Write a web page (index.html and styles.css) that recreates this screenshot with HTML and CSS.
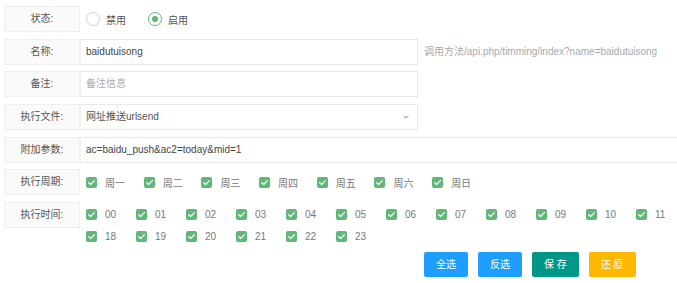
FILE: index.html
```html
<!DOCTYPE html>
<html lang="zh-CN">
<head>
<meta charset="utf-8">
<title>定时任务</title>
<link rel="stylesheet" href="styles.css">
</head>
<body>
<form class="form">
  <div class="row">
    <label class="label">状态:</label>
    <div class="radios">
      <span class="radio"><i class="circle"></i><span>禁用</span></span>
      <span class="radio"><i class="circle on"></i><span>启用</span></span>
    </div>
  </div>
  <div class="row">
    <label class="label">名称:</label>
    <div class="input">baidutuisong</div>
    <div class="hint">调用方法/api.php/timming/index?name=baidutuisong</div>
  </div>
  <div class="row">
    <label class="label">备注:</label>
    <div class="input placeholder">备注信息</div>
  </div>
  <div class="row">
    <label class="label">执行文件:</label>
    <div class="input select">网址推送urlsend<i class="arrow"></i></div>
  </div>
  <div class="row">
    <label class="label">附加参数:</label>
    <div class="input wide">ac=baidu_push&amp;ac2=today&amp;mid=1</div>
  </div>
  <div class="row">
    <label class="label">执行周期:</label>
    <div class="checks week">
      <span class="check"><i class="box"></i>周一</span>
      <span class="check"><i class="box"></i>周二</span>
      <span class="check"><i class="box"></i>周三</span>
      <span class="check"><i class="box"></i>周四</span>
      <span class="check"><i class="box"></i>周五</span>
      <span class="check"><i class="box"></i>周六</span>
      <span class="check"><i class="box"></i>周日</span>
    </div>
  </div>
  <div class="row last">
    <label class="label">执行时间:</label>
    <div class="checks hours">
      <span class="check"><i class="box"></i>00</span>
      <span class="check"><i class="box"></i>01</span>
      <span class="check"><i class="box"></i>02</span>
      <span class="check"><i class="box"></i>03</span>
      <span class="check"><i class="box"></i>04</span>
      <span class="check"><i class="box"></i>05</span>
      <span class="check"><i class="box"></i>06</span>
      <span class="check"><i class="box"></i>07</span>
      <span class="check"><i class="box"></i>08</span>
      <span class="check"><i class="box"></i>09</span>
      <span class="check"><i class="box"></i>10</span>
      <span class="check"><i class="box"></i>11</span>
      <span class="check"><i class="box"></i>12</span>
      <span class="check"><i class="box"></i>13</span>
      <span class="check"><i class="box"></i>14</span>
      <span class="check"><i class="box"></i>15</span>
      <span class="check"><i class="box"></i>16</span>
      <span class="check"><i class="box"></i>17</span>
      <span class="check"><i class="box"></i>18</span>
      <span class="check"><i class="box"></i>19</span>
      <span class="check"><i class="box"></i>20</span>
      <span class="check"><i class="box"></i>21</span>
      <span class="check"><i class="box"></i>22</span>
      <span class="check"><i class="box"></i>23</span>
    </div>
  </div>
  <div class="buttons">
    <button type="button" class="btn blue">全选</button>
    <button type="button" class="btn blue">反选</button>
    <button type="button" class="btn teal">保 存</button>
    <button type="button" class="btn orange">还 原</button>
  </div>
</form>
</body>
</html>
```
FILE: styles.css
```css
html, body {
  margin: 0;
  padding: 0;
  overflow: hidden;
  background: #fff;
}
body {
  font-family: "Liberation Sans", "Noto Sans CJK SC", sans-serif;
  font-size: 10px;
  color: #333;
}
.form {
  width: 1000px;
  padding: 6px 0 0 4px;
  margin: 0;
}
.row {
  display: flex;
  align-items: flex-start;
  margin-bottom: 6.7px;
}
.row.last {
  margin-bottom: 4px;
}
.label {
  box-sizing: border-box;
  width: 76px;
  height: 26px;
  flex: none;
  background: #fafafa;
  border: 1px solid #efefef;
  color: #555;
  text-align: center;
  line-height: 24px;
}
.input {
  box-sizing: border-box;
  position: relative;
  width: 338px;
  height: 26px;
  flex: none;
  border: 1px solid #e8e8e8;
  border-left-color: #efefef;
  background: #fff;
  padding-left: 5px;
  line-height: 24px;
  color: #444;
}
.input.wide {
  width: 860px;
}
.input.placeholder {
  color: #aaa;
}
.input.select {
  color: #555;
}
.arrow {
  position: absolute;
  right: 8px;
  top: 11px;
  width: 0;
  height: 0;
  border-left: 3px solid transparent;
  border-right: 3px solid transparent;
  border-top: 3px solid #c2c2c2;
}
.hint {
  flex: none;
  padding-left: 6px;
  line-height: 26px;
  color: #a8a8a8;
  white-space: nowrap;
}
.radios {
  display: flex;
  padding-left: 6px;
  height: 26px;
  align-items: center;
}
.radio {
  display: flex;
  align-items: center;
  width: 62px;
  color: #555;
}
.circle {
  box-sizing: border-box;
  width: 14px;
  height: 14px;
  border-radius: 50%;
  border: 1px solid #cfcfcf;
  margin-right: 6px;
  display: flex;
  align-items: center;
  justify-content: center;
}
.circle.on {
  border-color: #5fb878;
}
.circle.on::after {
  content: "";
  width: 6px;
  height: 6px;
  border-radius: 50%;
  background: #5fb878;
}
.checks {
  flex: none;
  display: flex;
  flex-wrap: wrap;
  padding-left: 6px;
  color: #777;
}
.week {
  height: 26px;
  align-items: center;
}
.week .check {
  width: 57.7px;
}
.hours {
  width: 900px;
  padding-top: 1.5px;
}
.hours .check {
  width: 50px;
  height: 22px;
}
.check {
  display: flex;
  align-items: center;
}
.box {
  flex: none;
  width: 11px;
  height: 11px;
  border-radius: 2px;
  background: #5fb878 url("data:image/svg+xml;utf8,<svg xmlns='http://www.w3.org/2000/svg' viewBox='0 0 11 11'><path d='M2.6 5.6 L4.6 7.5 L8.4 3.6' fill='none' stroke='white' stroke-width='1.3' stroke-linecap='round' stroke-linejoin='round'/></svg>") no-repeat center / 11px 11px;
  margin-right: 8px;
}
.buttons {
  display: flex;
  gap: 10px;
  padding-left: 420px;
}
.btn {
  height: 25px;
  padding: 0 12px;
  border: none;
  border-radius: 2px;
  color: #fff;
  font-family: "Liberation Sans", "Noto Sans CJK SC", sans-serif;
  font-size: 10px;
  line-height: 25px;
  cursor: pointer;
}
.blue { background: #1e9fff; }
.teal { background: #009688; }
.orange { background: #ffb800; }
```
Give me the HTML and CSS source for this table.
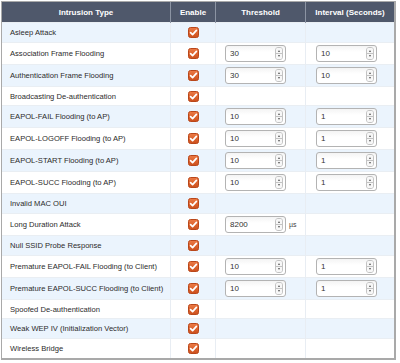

• • • • •

*Exercise details*
Pictures in the records above should not be copied. Repeat everything else exactly.

*The solution*
Write a web page (index.html and styles.css) that recreates this screenshot with HTML and CSS.
FILE: index.html
```html
<!DOCTYPE html>
<html lang="zh-CN">
<head>
<meta charset="utf-8">
<title>定时任务</title>
<link rel="stylesheet" href="styles.css">
</head>
<body>
<form class="form">
  <div class="row">
    <label class="label">状态:</label>
    <div class="radios">
      <span class="radio"><i class="circle"></i><span>禁用</span></span>
      <span class="radio"><i class="circle on"></i><span>启用</span></span>
    </div>
  </div>
  <div class="row">
    <label class="label">名称:</label>
    <div class="input">baidutuisong</div>
    <div class="hint">调用方法/api.php/timming/index?name=baidutuisong</div>
  </div>
  <div class="row">
    <label class="label">备注:</label>
    <div class="input placeholder">备注信息</div>
  </div>
  <div class="row">
    <label class="label">执行文件:</label>
    <div class="input select">网址推送urlsend<i class="arrow"></i></div>
  </div>
  <div class="row">
    <label class="label">附加参数:</label>
    <div class="input wide">ac=baidu_push&amp;ac2=today&amp;mid=1</div>
  </div>
  <div class="row">
    <label class="label">执行周期:</label>
    <div class="checks week">
      <span class="check"><i class="box"></i>周一</span>
      <span class="check"><i class="box"></i>周二</span>
      <span class="check"><i class="box"></i>周三</span>
      <span class="check"><i class="box"></i>周四</span>
      <span class="check"><i class="box"></i>周五</span>
      <span class="check"><i class="box"></i>周六</span>
      <span class="check"><i class="box"></i>周日</span>
    </div>
  </div>
  <div class="row last">
    <label class="label">执行时间:</label>
    <div class="checks hours">
      <span class="check"><i class="box"></i>00</span>
      <span class="check"><i class="box"></i>01</span>
      <span class="check"><i class="box"></i>02</span>
      <span class="check"><i class="box"></i>03</span>
      <span class="check"><i class="box"></i>04</span>
      <span class="check"><i class="box"></i>05</span>
      <span class="check"><i class="box"></i>06</span>
      <span class="check"><i class="box"></i>07</span>
      <span class="check"><i class="box"></i>08</span>
      <span class="check"><i class="box"></i>09</span>
      <span class="check"><i class="box"></i>10</span>
      <span class="check"><i class="box"></i>11</span>
      <span class="check"><i class="box"></i>12</span>
      <span class="check"><i class="box"></i>13</span>
      <span class="check"><i class="box"></i>14</span>
      <span class="check"><i class="box"></i>15</span>
      <span class="check"><i class="box"></i>16</span>
      <span class="check"><i class="box"></i>17</span>
      <span class="check"><i class="box"></i>18</span>
      <span class="check"><i class="box"></i>19</span>
      <span class="check"><i class="box"></i>20</span>
      <span class="check"><i class="box"></i>21</span>
      <span class="check"><i class="box"></i>22</span>
      <span class="check"><i class="box"></i>23</span>
    </div>
  </div>
  <div class="buttons">
    <button type="button" class="btn blue">全选</button>
    <button type="button" class="btn blue">反选</button>
    <button type="button" class="btn teal">保 存</button>
    <button type="button" class="btn orange">还 原</button>
  </div>
</form>
</body>
</html>
```
FILE: styles.css
```css
html, body {
  margin: 0;
  padding: 0;
  overflow: hidden;
  background: #fff;
}
body {
  font-family: "Liberation Sans", "Noto Sans CJK SC", sans-serif;
  font-size: 10px;
  color: #333;
}
.form {
  width: 1000px;
  padding: 6px 0 0 4px;
  margin: 0;
}
.row {
  display: flex;
  align-items: flex-start;
  margin-bottom: 6.7px;
}
.row.last {
  margin-bottom: 4px;
}
.label {
  box-sizing: border-box;
  width: 76px;
  height: 26px;
  flex: none;
  background: #fafafa;
  border: 1px solid #efefef;
  color: #555;
  text-align: center;
  line-height: 24px;
}
.input {
  box-sizing: border-box;
  position: relative;
  width: 338px;
  height: 26px;
  flex: none;
  border: 1px solid #e8e8e8;
  border-left-color: #efefef;
  background: #fff;
  padding-left: 5px;
  line-height: 24px;
  color: #444;
}
.input.wide {
  width: 860px;
}
.input.placeholder {
  color: #aaa;
}
.input.select {
  color: #555;
}
.arrow {
  position: absolute;
  right: 8px;
  top: 11px;
  width: 0;
  height: 0;
  border-left: 3px solid transparent;
  border-right: 3px solid transparent;
  border-top: 3px solid #c2c2c2;
}
.hint {
  flex: none;
  padding-left: 6px;
  line-height: 26px;
  color: #a8a8a8;
  white-space: nowrap;
}
.radios {
  display: flex;
  padding-left: 6px;
  height: 26px;
  align-items: center;
}
.radio {
  display: flex;
  align-items: center;
  width: 62px;
  color: #555;
}
.circle {
  box-sizing: border-box;
  width: 14px;
  height: 14px;
  border-radius: 50%;
  border: 1px solid #cfcfcf;
  margin-right: 6px;
  display: flex;
  align-items: center;
  justify-content: center;
}
.circle.on {
  border-color: #5fb878;
}
.circle.on::after {
  content: "";
  width: 6px;
  height: 6px;
  border-radius: 50%;
  background: #5fb878;
}
.checks {
  flex: none;
  display: flex;
  flex-wrap: wrap;
  padding-left: 6px;
  color: #777;
}
.week {
  height: 26px;
  align-items: center;
}
.week .check {
  width: 57.7px;
}
.hours {
  width: 900px;
  padding-top: 1.5px;
}
.hours .check {
  width: 50px;
  height: 22px;
}
.check {
  display: flex;
  align-items: center;
}
.box {
  flex: none;
  width: 11px;
  height: 11px;
  border-radius: 2px;
  background: #5fb878 url("data:image/svg+xml;utf8,<svg xmlns='http://www.w3.org/2000/svg' viewBox='0 0 11 11'><path d='M2.6 5.6 L4.6 7.5 L8.4 3.6' fill='none' stroke='white' stroke-width='1.3' stroke-linecap='round' stroke-linejoin='round'/></svg>") no-repeat center / 11px 11px;
  margin-right: 8px;
}
.buttons {
  display: flex;
  gap: 10px;
  padding-left: 420px;
}
.btn {
  height: 25px;
  padding: 0 12px;
  border: none;
  border-radius: 2px;
  color: #fff;
  font-family: "Liberation Sans", "Noto Sans CJK SC", sans-serif;
  font-size: 10px;
  line-height: 25px;
  cursor: pointer;
}
.blue { background: #1e9fff; }
.teal { background: #009688; }
.orange { background: #ffb800; }
```
Give me the HTML and CSS source for this table.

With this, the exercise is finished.